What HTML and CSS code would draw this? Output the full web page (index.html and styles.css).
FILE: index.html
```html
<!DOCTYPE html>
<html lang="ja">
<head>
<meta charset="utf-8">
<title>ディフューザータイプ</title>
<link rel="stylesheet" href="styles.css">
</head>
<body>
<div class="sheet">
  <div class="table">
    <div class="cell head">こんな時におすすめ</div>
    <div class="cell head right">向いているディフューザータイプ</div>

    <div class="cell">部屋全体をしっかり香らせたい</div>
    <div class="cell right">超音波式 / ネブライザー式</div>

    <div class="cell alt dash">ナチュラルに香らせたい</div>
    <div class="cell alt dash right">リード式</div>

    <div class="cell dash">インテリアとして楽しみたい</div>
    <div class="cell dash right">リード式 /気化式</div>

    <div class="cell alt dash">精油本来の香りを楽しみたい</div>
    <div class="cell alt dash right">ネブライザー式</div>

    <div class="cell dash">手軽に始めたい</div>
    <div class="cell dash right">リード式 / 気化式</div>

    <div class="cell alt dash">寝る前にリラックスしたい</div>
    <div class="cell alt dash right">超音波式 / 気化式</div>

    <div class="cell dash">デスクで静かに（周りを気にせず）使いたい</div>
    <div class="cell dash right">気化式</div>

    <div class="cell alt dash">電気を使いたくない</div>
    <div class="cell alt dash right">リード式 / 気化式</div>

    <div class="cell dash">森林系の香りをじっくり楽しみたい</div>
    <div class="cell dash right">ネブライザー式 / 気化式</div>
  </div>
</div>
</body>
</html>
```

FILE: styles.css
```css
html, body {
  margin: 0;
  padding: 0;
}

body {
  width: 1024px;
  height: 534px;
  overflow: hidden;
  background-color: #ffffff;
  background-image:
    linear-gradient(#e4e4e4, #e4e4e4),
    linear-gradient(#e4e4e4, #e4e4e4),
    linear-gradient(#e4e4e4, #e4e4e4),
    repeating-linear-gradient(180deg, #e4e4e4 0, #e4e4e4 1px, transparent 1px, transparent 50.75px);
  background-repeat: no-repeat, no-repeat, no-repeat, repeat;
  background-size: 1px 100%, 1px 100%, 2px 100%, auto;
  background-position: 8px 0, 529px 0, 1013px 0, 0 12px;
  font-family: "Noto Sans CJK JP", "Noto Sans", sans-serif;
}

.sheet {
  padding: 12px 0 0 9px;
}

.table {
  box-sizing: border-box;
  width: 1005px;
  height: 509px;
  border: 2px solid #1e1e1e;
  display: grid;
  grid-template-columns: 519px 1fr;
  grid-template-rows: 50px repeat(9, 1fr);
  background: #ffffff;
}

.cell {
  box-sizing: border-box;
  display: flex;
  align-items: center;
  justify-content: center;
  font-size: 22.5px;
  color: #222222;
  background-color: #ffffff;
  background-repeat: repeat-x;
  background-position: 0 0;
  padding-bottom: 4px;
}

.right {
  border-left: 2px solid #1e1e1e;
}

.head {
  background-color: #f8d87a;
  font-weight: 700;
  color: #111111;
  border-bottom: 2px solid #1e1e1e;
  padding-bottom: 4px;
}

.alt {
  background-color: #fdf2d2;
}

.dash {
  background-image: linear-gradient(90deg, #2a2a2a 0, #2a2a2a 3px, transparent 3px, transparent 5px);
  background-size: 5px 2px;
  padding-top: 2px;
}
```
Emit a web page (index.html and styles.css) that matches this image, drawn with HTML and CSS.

☆ ☆ ☆ ☆ ☆ ☆ ☆

--- What you will do ---
Write down every line of the data exactly as it appears above.

--- Reply ---
What HTML and CSS code would draw this? Output the full web page (index.html and styles.css).
FILE: index.html
```html
<!DOCTYPE html>
<html lang="ja">
<head>
<meta charset="utf-8">
<title>ディフューザータイプ</title>
<link rel="stylesheet" href="styles.css">
</head>
<body>
<div class="sheet">
  <div class="table">
    <div class="cell head">こんな時におすすめ</div>
    <div class="cell head right">向いているディフューザータイプ</div>

    <div class="cell">部屋全体をしっかり香らせたい</div>
    <div class="cell right">超音波式 / ネブライザー式</div>

    <div class="cell alt dash">ナチュラルに香らせたい</div>
    <div class="cell alt dash right">リード式</div>

    <div class="cell dash">インテリアとして楽しみたい</div>
    <div class="cell dash right">リード式 /気化式</div>

    <div class="cell alt dash">精油本来の香りを楽しみたい</div>
    <div class="cell alt dash right">ネブライザー式</div>

    <div class="cell dash">手軽に始めたい</div>
    <div class="cell dash right">リード式 / 気化式</div>

    <div class="cell alt dash">寝る前にリラックスしたい</div>
    <div class="cell alt dash right">超音波式 / 気化式</div>

    <div class="cell dash">デスクで静かに（周りを気にせず）使いたい</div>
    <div class="cell dash right">気化式</div>

    <div class="cell alt dash">電気を使いたくない</div>
    <div class="cell alt dash right">リード式 / 気化式</div>

    <div class="cell dash">森林系の香りをじっくり楽しみたい</div>
    <div class="cell dash right">ネブライザー式 / 気化式</div>
  </div>
</div>
</body>
</html>
```

FILE: styles.css
```css
html, body {
  margin: 0;
  padding: 0;
}

body {
  width: 1024px;
  height: 534px;
  overflow: hidden;
  background-color: #ffffff;
  background-image:
    linear-gradient(#e4e4e4, #e4e4e4),
    linear-gradient(#e4e4e4, #e4e4e4),
    linear-gradient(#e4e4e4, #e4e4e4),
    repeating-linear-gradient(180deg, #e4e4e4 0, #e4e4e4 1px, transparent 1px, transparent 50.75px);
  background-repeat: no-repeat, no-repeat, no-repeat, repeat;
  background-size: 1px 100%, 1px 100%, 2px 100%, auto;
  background-position: 8px 0, 529px 0, 1013px 0, 0 12px;
  font-family: "Noto Sans CJK JP", "Noto Sans", sans-serif;
}

.sheet {
  padding: 12px 0 0 9px;
}

.table {
  box-sizing: border-box;
  width: 1005px;
  height: 509px;
  border: 2px solid #1e1e1e;
  display: grid;
  grid-template-columns: 519px 1fr;
  grid-template-rows: 50px repeat(9, 1fr);
  background: #ffffff;
}

.cell {
  box-sizing: border-box;
  display: flex;
  align-items: center;
  justify-content: center;
  font-size: 22.5px;
  color: #222222;
  background-color: #ffffff;
  background-repeat: repeat-x;
  background-position: 0 0;
  padding-bottom: 4px;
}

.right {
  border-left: 2px solid #1e1e1e;
}

.head {
  background-color: #f8d87a;
  font-weight: 700;
  color: #111111;
  border-bottom: 2px solid #1e1e1e;
  padding-bottom: 4px;
}

.alt {
  background-color: #fdf2d2;
}

.dash {
  background-image: linear-gradient(90deg, #2a2a2a 0, #2a2a2a 3px, transparent 3px, transparent 5px);
  background-size: 5px 2px;
  padding-top: 2px;
}
```
Emit a web page (index.html and styles.css) that matches this image, drawn with HTML and CSS.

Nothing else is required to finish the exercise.